Reconnecting sciences and humanities

Knowledgeable societies need new kinds of institutions that will connect disparate fields of knowledge and translate them to each other. The Homeric oral tradition of poetry illustrates the true nature of the Web as well as computer scientists’ network graphs. The scholarship of humanities and the sciences, often viewed as dissimilar, is only one example of connections that were broken centuries ago when the sciences developed, specialized, and became disseminated by the scholarly publishing system, formed in their disunited image. The discipline-based structure of funding organizations, libraries and universities further reinforced the divided nature of knowledge.
We can restore the connections by building translational and connective institutions of a new kind, based on the deep understanding, and the possibilities, of the digital environment. In medicine, for example, there is a translational bridge between the lab and clinical practice — we need similar bridges between clusters of disciplines (such as social sciences, sciences, humanities), but we do not have any organizations whose mission it is to do just that.
We need to build organizations of a new kind that will exist as autonomous units cutting across research departments and support organizations, such as funding and development, research administration, IT and libraries. And we need to invent and promote new forms of scholarly publications that speak both to scientists and humanists.
We have to continue exploring how digital modes of discovery and communications can lead to creating better connections, or “conduits,” between the varied disciplines and fields. Information visualization, network approaches, design, or interactivity are only a few examples such connections.
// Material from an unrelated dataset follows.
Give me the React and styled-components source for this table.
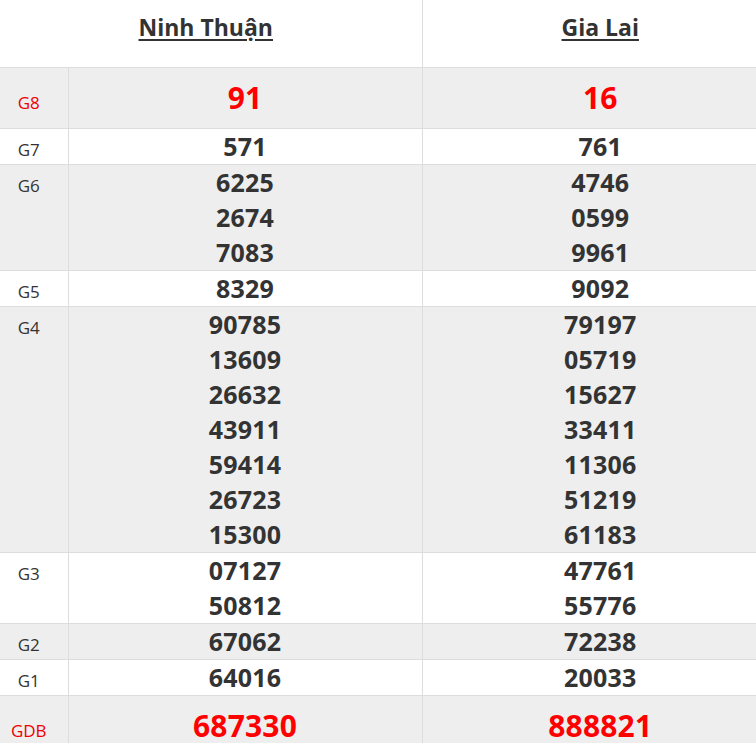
import React from 'react'
import styled, {createGlobalStyle} from 'styled-components'

const GlobalStyle = createGlobalStyle`
    html, body {
        margin: 0;
        padding: 0;
        background: #fff;
        overflow: hidden;
    }
    body {
        font-family: "Open Sans", "Liberation Sans", sans-serif;
        color: #333;
    }
`

const prizes = [
    {label: 'G8', big: true, a: ['91'], b: ['16']},
    {label: 'G7', a: ['571'], b: ['761']},
    {label: 'G6', a: ['6225', '2674', '7083'], b: ['4746', '0599', '9961']},
    {label: 'G5', a: ['8329'], b: ['9092']},
    {
        label: 'G4',
        a: ['90785', '13609', '26632', '43911', '59414', '26723', '15300'],
        b: ['79197', '05719', '15627', '33411', '11306', '51219', '61183']
    },
    {label: 'G3', a: ['07127', '50812'], b: ['47761', '55776']},
    {label: 'G2', a: ['67062'], b: ['72238']},
    {label: 'G1', a: ['64016'], b: ['20033']},
    {label: 'GDB', big: true, a: ['687330'], b: ['888821']}
]

const Viewport = styled.div`
    width: 100%;
    overflow: hidden;
`

const Table = styled.table`
    width: 778px;
    table-layout: fixed;
    border-collapse: collapse;
    border-spacing: 0;
`

const HeaderCell = styled.th`
    height: 67px;
    box-sizing: border-box;
    padding: 11px ${({$first}) => $first ? '10px' : '0'} 0 0;
    text-align: center;
    vertical-align: top;
    border-bottom: 1px solid #ddd;
    border-left: ${({$first}) => $first ? 'none' : '1px solid #ddd'};
    background: #fff;
`

const Province = styled.span`
    font-size: 23px;
    font-weight: 700;
    color: #333;
    text-decoration: underline;
    text-underline-offset: 3px;
    text-decoration-thickness: 2px;
`

const Row = styled.tr`
    background: ${({$gray}) => $gray ? '#eee' : '#fff'};
    border-bottom: 1px solid #ddd;
`

const Label = styled.td`
    padding: 0 10px 0 0;
    text-align: center;
    vertical-align: baseline;
    font-size: 17px;
    color: ${({$red}) => $red ? '#e00' : '#333'};
`

const NumberCell = styled.td`
    padding: 0;
    text-align: center;
    vertical-align: baseline;
    border-left: 1px solid #ddd;
`

const Number = styled.div`
    font-weight: 700;
    font-size: ${({$big}) => $big ? '30px' : '25px'};
    line-height: ${({$big}) => $big ? '60px' : '35px'};
    color: ${({$big}) => $big ? '#f00' : '#333'};
    letter-spacing: 0.2px;
`

const Numbers = ({list, big}) => (
    <NumberCell>
        {list.map((n, i) => <Number key={i} $big={big}>{n}</Number>)}
    </NumberCell>
)

export default function App() {
    return (
        <Viewport>
            <GlobalStyle/>
            <Table>
                <colgroup>
                    <col style={{width: 68}}/>
                    <col style={{width: 354}}/>
                    <col style={{width: 356}}/>
                </colgroup>
                <thead>
                    <tr>
                        <HeaderCell colSpan={2} $first><Province>Ninh Thuận</Province></HeaderCell>
                        <HeaderCell><Province>Gia Lai</Province></HeaderCell>
                    </tr>
                </thead>
                <tbody>
                    {prizes.map((p, i) => (
                        <Row key={p.label} $gray={i % 2 === 0}>
                            <Label $red={p.big}>{p.label}</Label>
                            <Numbers list={p.a} big={p.big}/>
                            <Numbers list={p.b} big={p.big}/>
                        </Row>
                    ))}
                </tbody>
            </Table>
        </Viewport>
    )
}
Similarly, qualitative and quantitative methods of discovery, experiments and interpretations, can aid each other in making sense of information and data.
Knowledgeable societies need arts and humanities just as much as they need interdisciplinary institutes on climate change and global health. All forms of knowledge, including practical expertise, can fuel each other’s growth and — when made understandable to each other — will create faster solutions to problems traditionally solved within the methodological apparatus of one discipline or a field.